Mage heroes usually anchor Mid Lane because they clear waves, rotate early, and provide burst or poke from safe positions. Nana fits the pattern neatly with Poke/Burst specialties and a straight Mid Lane recommendation.

  • What they are: ability-based damage dealers with strong spell pressure
  • Why they are central: Mid Lane opens the shortest route to both side lanes and objectives
  • Best for: players who value wave control and frequent map movement
  • Quick tip: clear first, rotate second; missing the wave often costs more than a failed roam

Hybrid Mages matter too. Alice carries Tank/Mage tags, which changes how you read her from a pure artillery caster. Lane recommendation always tells the more practical story than role text alone.

5. Tank heroes – Reliable Roam setup

Tank heroes are the backbone of initiation, peel, and vision-heavy movement around the map. Tigreal remains one of the clearest examples: a Tank with Crowd Control specialty and a direct Roaming recommendation.

  • What they are: durable frontliners built to start fights or absorb pressure
  • Why they stay valuable: every team needs dependable engage or defensive presence
  • Best for: players who prefer macro impact over farming carries
  • Quick tip: Roam pathing matters as much as landing crowd control

Tanks often look simple on paper, but poor timing turns them into free targets. Good Tank play means reading enemy cooldowns, protecting carries, and choosing when not to force an engage.

6. Support heroes – Utility and protection

Support heroes round out the six-role structure by enabling allies through healing, shielding, control, or tempo support.
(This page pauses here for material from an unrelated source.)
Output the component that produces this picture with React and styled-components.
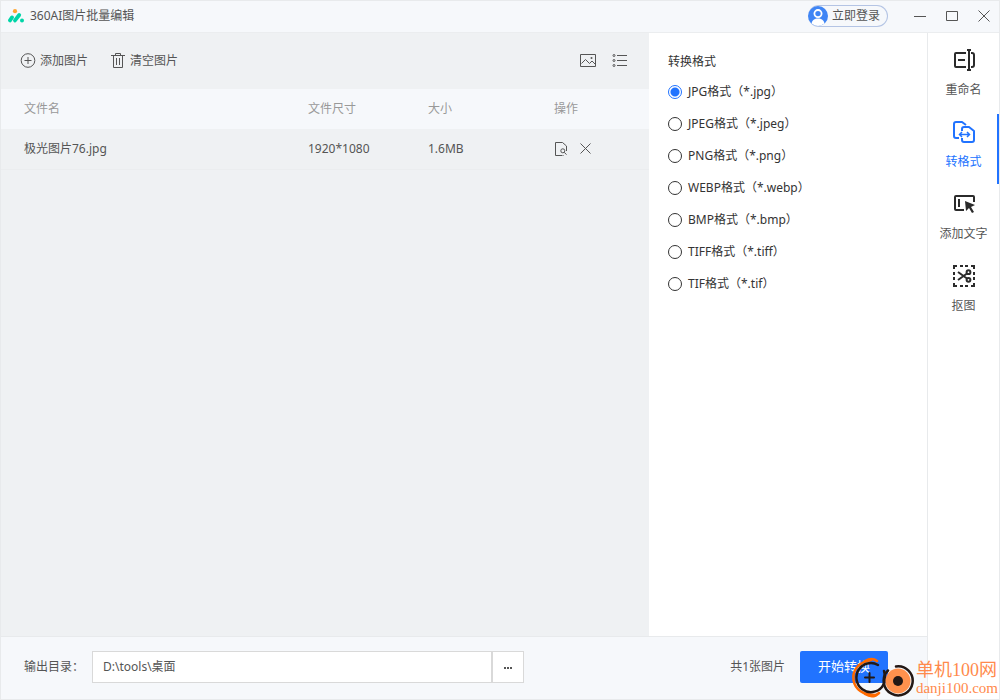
import React, { useState } from 'react';
import styled, { createGlobalStyle } from 'styled-components';

const GlobalStyle = createGlobalStyle`
    * {
        box-sizing: border-box;
    }

    body {
        margin: 0;
    }

    body, button, input {
        font-family: 'Noto Sans', 'Noto Sans CJK SC', sans-serif;
        font-size: 12px;
        line-height: 16px;
    }

    button {
        padding: 0;
        border: 0;
        background: none;
        color: inherit;
        cursor: pointer;
    }

    svg {
        display: block;
        flex: none;
    }
`;

const Window = styled.div`
    position: relative;
    display: flex;
    flex-direction: column;
    min-height: 100vh;
    border: 1px solid #e8eaec;
    background: #fff;
    color: #555;
`;

const TitleBar = styled.header`
    display: flex;
    align-items: center;
    height: 32px;
    padding: 0 3px 2px 7px;
    border-bottom: 1px solid #ebedef;
    background: #f6f8fb;
`;

const AppName = styled.h1`
    flex: 1;
    margin: 0 0 0 6px;
    font-size: 12px;
    font-weight: 400;
`;

const LoginButton = styled.button`
    display: flex;
    align-items: center;
    gap: 4px;
    height: 22px;
    margin-right: 20px;
    padding-right: 7px;
    border: 1px solid #b4c4e4;
    border-left: 0;
    border-radius: 11px;
`;

const WindowButtons = styled.div`
    display: flex;
`;

const WindowButton = styled.button`
    display: grid;
    place-items: center;
    width: 32px;
    height: 28px;

    &:last-child {
        width: 24px;
        margin-left: 4px;
    }
    &:first-child {
        width: 24px;
        margin-right: 4px;
    }
`;

const Body = styled.div`
    display: flex;
    flex: 1;
`;

const Workspace = styled.div`
    display: flex;
    flex: 1;
    flex-direction: column;
    border-right: 1px solid #e8eaec;
`;

const Panels = styled.div`
    display: flex;
    flex: 1;
`;

const FileList = styled.main`
    flex: 1;
    background: #eff1f3;
`;

const Toolbar = styled.div`
    display: flex;
    align-items: center;
    gap: 22px;
    height: 56px;
    padding: 0 21px 0 19px;
`;

const ToolButton = styled.button`
    display: flex;
    align-items: center;
    gap: 4px;
`;

const ViewButtons = styled.div`
    display: flex;
    gap: 16px;
    margin-left: auto;
`;

const Table = styled.table`
    width: 100%;
    table-layout: fixed;
    border-collapse: collapse;
`;

const HeadCell = styled.th`
    width: ${props => props.$width || 'auto'};
    height: 40px;
    padding: 0 0 0 ${props => props.$indent || '0'};
    background: #f6f8fb;
    color: #999;
    font-weight: 400;
    text-align: left;
`;

const Cell = styled.td`
    height: 40px;
    padding: 0 0 0 ${props => props.$indent || '0'};
    border-bottom: 1px solid #ebedef;
`;

const RowActions = styled.div`
    display: flex;
    align-items: center;
    gap: 11px;
`;

const Options = styled.form`
    width: 278px;
    padding: 21px 19px;
    background: #fff;
    color: #333;
`;

const FormatGroup = styled.fieldset`
    min-width: 0;
    margin: 0;
    padding: 0;
    border: 0;
`;

const GroupTitle = styled.legend`
    margin-bottom: 6px;
    padding: 0;
`;

const FormatOption = styled.label`
    display: flex;
    align-items: center;
    gap: 6px;
    height: 32px;
`;

const Radio = styled.input`
    appearance: none;
    width: 14px;
    height: 14px;
    margin: 0;
    border: 1px solid #333;
    border-radius: 50%;
    background: #fff;

    &:checked {
        border-color: #2173ff;
        background: radial-gradient(circle, #2173ff 4px, #fff 5px);
    }
`;

const Footer = styled.footer`
    display: flex;
    align-items: center;
    height: 63px;
    padding: 0 39px 2px 23px;
    border-top: 1px solid #e8eaec;
    background: #f6f8fb;
`;

const PathLabel = styled.label`
    width: 68px;
`;

const PathInput = styled.input`
    flex: 0 1 400px;
    min-width: 0;
    height: 32px;
    padding: 0 10px 2px;
    border: 1px solid #d9d9d9;
    background: #fff;
    color: #555;
`;

const BrowseButton = styled.button`
    display: grid;
    place-items: center;
    width: 32px;
    height: 32px;
    border: 1px solid #d9d9d9;
    background: #fff;
`;

const Count = styled.span`
    margin: 0 15px 0 auto;
`;

const StartButton = styled.button`
    width: 88px;
    height: 32px;
    padding-bottom: 2px;
    border-radius: 2px;
    background: #2173ff;
    color: #fff;
    font-size: 13px;
`;

const SideNav = styled.nav`
    display: flex;
    flex-direction: column;
    gap: 2px;
    width: 71px;
    padding-top: 9px;
    background: #fff;
`;

const NavButton = styled.button`
    display: flex;
    flex-direction: column;
    align-items: center;
    gap: 10px;
    height: 70px;
    padding-top: 6px;
    box-shadow: ${props => (props.$active ? 'inset -2px 0 #2173ff' : 'none')};
    color: ${props => (props.$active ? '#2173ff' : '#555')};

    svg {
        color: ${props => (props.$active ? '#2173ff' : '#2b2b2b')};
    }
`;

const Watermark = styled.div`
    position: absolute;
    right: 1px;
    bottom: 0;
    display: flex;
    align-items: center;
    gap: 1px;
    color: #ff8a4c;
    font-family: 'Liberation Serif', 'Noto Sans CJK SC', serif;
    pointer-events: none;
`;

const WatermarkName = styled.div`
    font-size: 18px;
    line-height: 20px;
`;

const WatermarkSite = styled.div`
    font-size: 15px;
    line-height: 16px;
`;

const Icon = ({ size = 16, width, children }) => (
    <svg
        width={width || size}
        height={size}
        viewBox={`0 0 ${width || size} ${size}`}
        fill="none"
        stroke="currentColor"
        aria-hidden="true"
    >
        {children}
    </svg>
);

const Logo = () => (
    <Icon size={16}>
        <g stroke="#00d5a8" strokeWidth="3.8" strokeLinecap="round">
            <path d="M2 12.4 4 9.4" />
            <path d="M7 12.4 11.2 7" />
        </g>
        <circle cx="7" cy="3.2" r="2.1" fill="#ffa431" stroke="none" />
        <circle cx="14" cy="12.6" r="2" fill="#00d5a8" stroke="none" />
    </Icon>
);

const Avatar = () => (
    <Icon size={20}>
        <circle cx="10" cy="10" r="10" fill="#3f85f5" stroke="none" />
        <circle cx="10" cy="7.6" r="3.6" stroke="#fff" strokeWidth="1.8" />
        <path d="M3.6 17.6c.4-3.4 3-5 6.4-5s6 1.6 6.4 5A10 10 0 0 1 10 20a10 10 0 0 1-6.4-2.4z" fill="#fff" stroke="none" />
    </Icon>
);

const AddIcon = () => (
    <Icon>
        <circle cx="8" cy="7.5" r="6.8" />
        <path d="M4.5 7.5h7M8 4v7" />
    </Icon>
);

const TrashIcon = () => (
    <Icon>
        <path d="M1 2.5h14M5.5 2V.5h5V2M3.5 2.5v12h9v-12M6.5 5v7M9.5 5v7" />
    </Icon>
);

const PictureIcon = () => (
    <Icon>
        <path d="M.5 1.500h15v12H.5z" />
        <path d="m1.500 10.500 4-4 4 4 2.500-2.500 3 3" />
        <circle cx="11.500" cy="5" r="1" fill="currentColor" stroke="none" />
    </Icon>
);

const ListIcon = () => (
    <Icon>
        <path d="M5 2.500h10M5 7.500h10M5 12.500h10" />
        <circle cx="2" cy="2.500" r="1" />
        <circle cx="2" cy="7.500" r="1" />
        <circle cx="2" cy="12.500" r="1" />
    </Icon>
);

const PreviewIcon = () => (
    <Icon size={14}>
        <path d="M8 13.500H1.500V.5h7L12.500 4v5M8.500 13.500h1" />
        <circle cx="8.800" cy="8.800" r="2" />
        <path d="m10.300 10.300 2.200 2.400" />
    </Icon>
);

const RemoveIcon = () => (
    <Icon size={14}>
        <path d="m1.500 1.500 10 10M11.500 1.500l-10 10" />
    </Icon>
);

const RenameIcon = () => (
    <Icon size={24}>
        <g strokeWidth="2">
            <path d="M14 5H4Q3 5 3 6v12q0 1 1 1h10" />
            <path d="M19 5h1q2 0 2 2v10q0 2-2 2h-1" />
            <path d="M17 2v20M15 2h4M15 22h4M6 12h7" />
        </g>
    </Icon>
);

const ConvertIcon = () => (
    <Icon size={24}>
        <g strokeWidth="2" strokeLinejoin="round">
            <path d="M7 18H4q-2 0-2-2V4q0-2 2-2h6l4 3" />
            <path d="M10 11V9q0-2 2-2h5l5 4v9q0 2-2 2h-8q-2 0-2-2v-2" />
        </g>
        <path d="M8 14.500h9M10 12l-2.500 2.500L10 17M15 12l2.500 2.500L15 17" strokeWidth="1.500" />
    </Icon>
);

const TextIcon = () => (
    <Icon size={24}>
        <path d="M12 18H4q-1 0-1-1V5q0-1 1-1h17q1 0 1 1v5M7 7v8" strokeWidth="2" />
        <path d="m13 9 10 4-4 2 3 5-2 1-3-5-3 3z" fill="currentColor" stroke="none" />
    </Icon>
);

const CutoutIcon = () => (
    <Icon size={24}>
        <path d="M2 5V2h3M8 2h3M13 2h3M19 2h3v3M22 8v3M22 13v3M22 19v3h-3M16 22h-3M11 22H8M5 22H2v-3M2 16v-3M2 11V8" strokeWidth="2" />
        <g strokeWidth="2">
            <circle cx="16.500" cy="8.200" r="1.900" />
            <circle cx="16.500" cy="15.800" r="1.900" />
            <path d="m6 8 9 6.500M6 16l9-6.500" />
        </g>
    </Icon>
);

const WatermarkLogo = () => (
    <Icon width={64} size={42}>
        <g strokeLinecap="round">
            <path d="M20 3C8 5 1 13 2.500 23c1.500 9 9 15 22.500 15" stroke="#ff6a00" strokeWidth="2.500" />
            <path d="M14 4q7-4 12 0M14 37q8 5 14-1" stroke="#ff6a00" strokeWidth="2.500" />
            <path d="M27 8A14.500 14.500 0 1 0 31 30Q36 24 33 14" stroke="#231815" strokeWidth="2.500" />
            <path d="M14 20.500h9M18.500 16v9" stroke="#231815" strokeWidth="2" />
            <circle cx="47" cy="24" r="12.500" fill="#ff914d" stroke="none" />
            <path d="M45 9.500A14.500 14.500 0 1 1 37 13.500" stroke="#231815" strokeWidth="2.500" />
            <circle cx="47" cy="24" r="5" fill="#231815" stroke="none" />
        </g>
    </Icon>
);

const formats = ['jpg', 'jpeg', 'png', 'webp', 'bmp', 'tiff', 'tif'];

const files = [
    { name: '极光图片76.jpg', dimensions: '1920*1080', size: '1.6MB' },
];

const tools = [
    { label: '重命名', icon: <RenameIcon /> },
    { label: '转格式', icon: <ConvertIcon /> },
    { label: '添加文字', icon: <TextIcon /> },
    { label: '抠图', icon: <CutoutIcon /> },
];

const App = () => {
    const [format, setFormat] = useState('jpg');
    const [tool, setTool] = useState('转格式');
    const [path, setPath] = useState('D:\\tools\\桌面');

    return (
        <Window>
            <GlobalStyle />
            <TitleBar>
                <Logo />
                <AppName>360AI图片批量编辑</AppName>
                <LoginButton>
                    <Avatar />
                    立即登录
                </LoginButton>
                <WindowButtons>
                    <WindowButton aria-label="最小化">
                        <Icon size={12}><path d="M0 6.500h12" /></Icon>
                    </WindowButton>
                    <WindowButton aria-label="最大化">
                        <Icon size={12}><path d="M.5 1.500h11v9H.5z" /></Icon>
                    </WindowButton>
                    <WindowButton aria-label="关闭">
                        <Icon size={12}><path d="m.5.5 11 11M11.500.5l-11 11" /></Icon>
                    </WindowButton>
                </WindowButtons>
            </TitleBar>

            <Body>
                <Workspace>
                    <Panels>
                        <FileList>
                            <Toolbar>
                                <ToolButton><AddIcon />添加图片</ToolButton>
                                <ToolButton><TrashIcon />清空图片</ToolButton>
                                <ViewButtons>
                                    <ToolButton aria-label="缩略图"><PictureIcon /></ToolButton>
                                    <ToolButton aria-label="列表"><ListIcon /></ToolButton>
                                </ViewButtons>
                            </Toolbar>
                            <Table>
                                <thead>
                                    <tr>
                                        <HeadCell $indent="23px">文件名</HeadCell>
                                        <HeadCell $width="120px">文件尺寸</HeadCell>
                                        <HeadCell $width="126px">大小</HeadCell>
                                        <HeadCell $width="95px">操作</HeadCell>
                                    </tr>
                                </thead>
                                <tbody>
                                    {files.map(file => (
                                        <tr key={file.name}>
                                            <Cell $indent="23px">{file.name}</Cell>
                                            <Cell>{file.dimensions}</Cell>
                                            <Cell>{file.size}</Cell>
                                            <Cell>
                                                <RowActions>
                                                    <ToolButton aria-label="预览"><PreviewIcon /></ToolButton>
                                                    <ToolButton aria-label="移除"><RemoveIcon /></ToolButton>
                                                </RowActions>
                                            </Cell>
                                        </tr>
                                    ))}
                                </tbody>
                            </Table>
                        </FileList>

                        <Options>
                            <FormatGroup>
                                <GroupTitle>转换格式</GroupTitle>
                                {formats.map(item => (
                                    <FormatOption key={item}>
                                        <Radio
                                            type="radio"
                                            name="format"
                                            value={item}
                                            checked={format === item}
                                            onChange={() => setFormat(item)}
                                        />
                                        {item.toUpperCase()}格式（*.{item}）
                                    </FormatOption>
                                ))}
                            </FormatGroup>
                        </Options>
                    </Panels>

                    <Footer>
                        <PathLabel htmlFor="output-path">输出目录：</PathLabel>
                        <PathInput
                            id="output-path"
                            value={path}
                            onChange={event => setPath(event.target.value)}
                        />
                        <BrowseButton aria-label="浏览">
                            <Icon size={10}><path d="M1 6h2M4 6h2M7 6h2" strokeWidth="2" /></Icon>
                        </BrowseButton>
                        <Count>共1张图片</Count>
                        <StartButton>开始转换</StartButton>
                    </Footer>
                </Workspace>

                <SideNav>
                    {tools.map(({ label, icon }) => (
                        <NavButton
                            key={label}
                            $active={tool === label}
                            onClick={() => setTool(label)}
                        >
                            {icon}
                            {label}
                        </NavButton>
                    ))}
                </SideNav>
            </Body>

            <Watermark>
                <WatermarkLogo />
                <div>
                    <WatermarkName>单机100网</WatermarkName>
                    <WatermarkSite>danji100.com</WatermarkSite>
                </div>
            </Watermark>
        </Window>
    );
};

export default App;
Not every Support is listed in the early-release examples above, but the role remains one of the clearest for players who enjoy team coordination over solo damage.

  • What they are: utility-focused heroes that amplify team performance
  • Why they belong on every role list: they shape lane stability and late-game survivability
  • Best for: duos, coordinated teams, and players who enjoy map awareness
  • Quick tip: a Support pick gains value when paired with a carry that can cash in on that utility

Support overlap with Roam is common, but role and lane are not identical. A hero can be Support by class and still need a specific team setup to feel strong.
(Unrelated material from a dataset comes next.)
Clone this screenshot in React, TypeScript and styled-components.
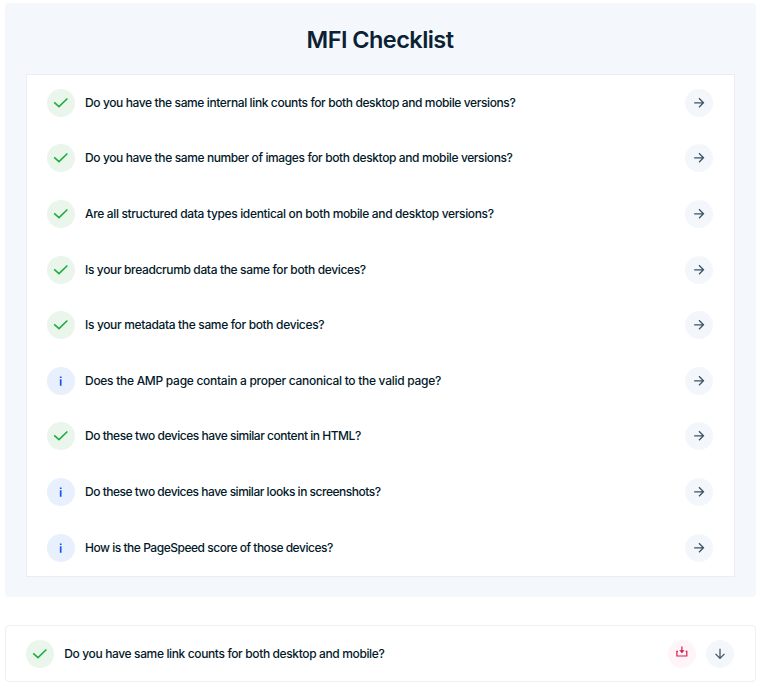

How roles and specialties work

Role tells you a hero’s broad class. Specialty tells you how that hero wins fights. Reading both together gives better drafting information than role alone.

  • Tank: built for durability, initiation, and crowd control
  • Fighter: balanced damage and survivability, often suited for EXP Lane skirmishes
  • Assassin: burst damage, mobility, and target elimination
  • Mage: magic damage, poke, burst, or area control from Mid Lane
  • Marksman: ranged sustained damage, most often in Gold Lane
  • Support: healing, buffs, shields, peel, or utility-based control

Specialties such as Finisher, Charge, Regen, Poke, Burst, Crowd Control, Chase, Damage, and Magic Damage help separate heroes that share the same class tag. Saber and Karina are both Assassin heroes, but their specialties point to different pick conditions and team needs.

Lane recommendations

Lane recommendations describe where a hero is most commonly positioned on the map. They are more useful than class labels when building practical team comps for solo queue or full-party play.

Lane Usually fits Example heroes
Gold Lane Marksman Miya
Mid Lane Mage Nana
EXP Lane Fighter, some Tank/Mage hybrids Balmond, Alice
Jungle Assassin, Fighter, some hybrids Saber, Balmond, Alucard, Karina, Alice
Roam Tank, Support, some utility Assassins Tigreal, Saber

A simple way to read lanes:

  • Gold Lane favors item-scaling carries
  • Mid Lane favors wave-clear and rotations
  • EXP Lane favors durability and dueling
  • Jungle favors clear speed and objective control
  • Roam favors map impact, peel, and engage

That lane logic is useful beyond MLBB. Players who follow other mobile-focused coverage, such as mobile gaming trends, will recognize the same class-to-lane shorthand across competitive titles.

Release details

Release order helps when you want a historical view of the hero roster, while purchase cost matters when you are planning your first six heroes for ranked. Early heroes still offer some of the clearest examples of role identity and lower entry costs.

Release order Hero Region of origin Release date Purchase cost
1 Miya, the Moonlight Archer Azrya Woodlands 2016 10800 / 399
2 Balmond, the Bloody Beast The Barren Lands 2016 6500 / 299
3 Saber, the Wandering Sword Laboratory 1718 2016 6500 / 299
4 Alice, the Queen of Blood Abyss 2016 15000 / 399
5 Nana, the Sweet Leonin Azrya Woodlands 2016 6500 / 299
6 Tigreal, the Warrior of Dawn Moniyan Empire 2016 6500 / 299
7 Alucard, the Demon Hunter Moniyan Empire 2016 15000 / 399
8 Karina, the Shadow Blade Azrya Woodlands 2016 32000

Region of origin adds lore context, but for roster planning the practical fields are role, specialties, lane recommendations, release date, and purchase cost. If a hero is still tied to advanced server testing, some fields remain unconfirmed until that character is fully available on the official server.

Once you have a few core picks, redeem events and account progression can help fill gaps in your pool. If you are also tracking account freebies, Mobile Legends redeem codes are worth checking alongside hero purchases.

The bottom line

The fastest way to understand Mobile Legends characters is to sort heroes by role first, then by lane recommendation. Start with a stable pool across Gold Lane, Mid Lane, Jungle, EXP Lane, and Roam, then use specialties to narrow picks that match your skill levels and team needs. For most new players, Miya, Balmond, Nana, and Tigreal represent the clearest role identities, while Saber and Alice show how hybrid lane use starts to open up drafting choices.